As mentioned in the report and earlier through the README, multiple loss types can be selected and object-context based pairing is incorporated which was absent in the original repo.

The newly integrated losses are incorporated by modifying models/networks.py. Details about the modifications are as follows,

  1. The forward pass of the VGG network from line 961 onwards was modified to save feature vectors into tensors at different layers of the network.
  2. The features to be considered for style based loss were added in the forward pass and the actual calculation of the loss was added in the compute_vgg_loss function in the PerceptualLoss class from line 1051 onwards. This was done by integrating and modifying code from https://github.com/ashwindcruz/perceptual-loss-style-transfer.

The object-context pairing was integrated by modifying the data/unaligned_dataset.py to add object specific loading from the provided data_path. Using this new dataset caused the code to break at the tranforms module due to an error by the authors in the code with improper reshaping. This was fixed by changing the default tranforms in the data/base_dataset.py

Apart from these specific changes, multiple changes were made to options/base_options.py, scripts/script.py during the experimentation process.

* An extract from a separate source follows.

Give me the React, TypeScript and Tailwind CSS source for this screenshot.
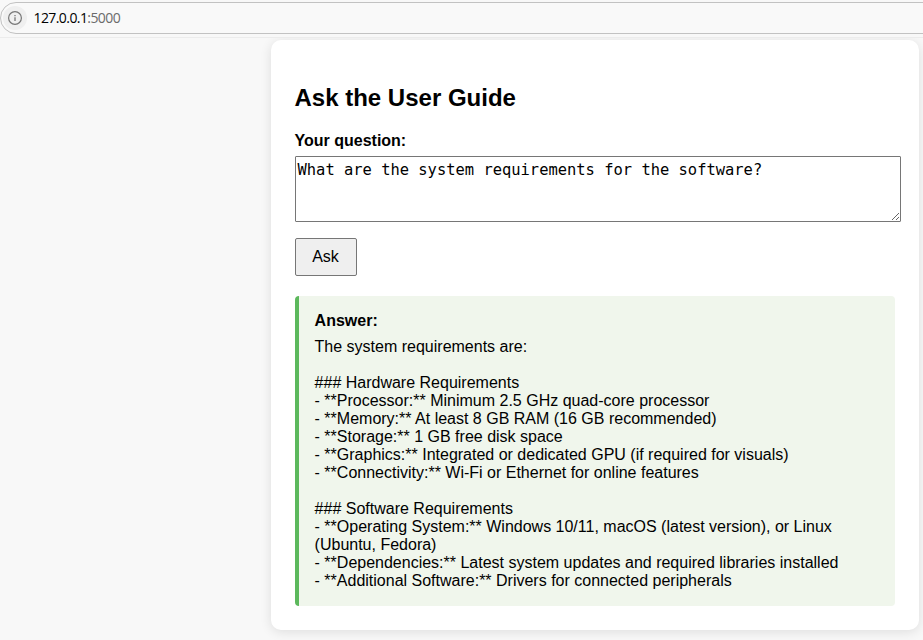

For a full log of changes made, git diff at this repo can be looked at: https://github.com/surajpaib/EnlightenGAN/commits/master

Although these changes might seem minor in hindsight, they required a thourough understanding of the codebase and the original paper to ensure that naive changes that effect the performance adversely are not made. A lot of time was spent on understanding this codebase which was a very rewarding learning process indeed.

P.S. The codebase was also migrated from pytorch 0.4.0 to work with the latest version of pytorch.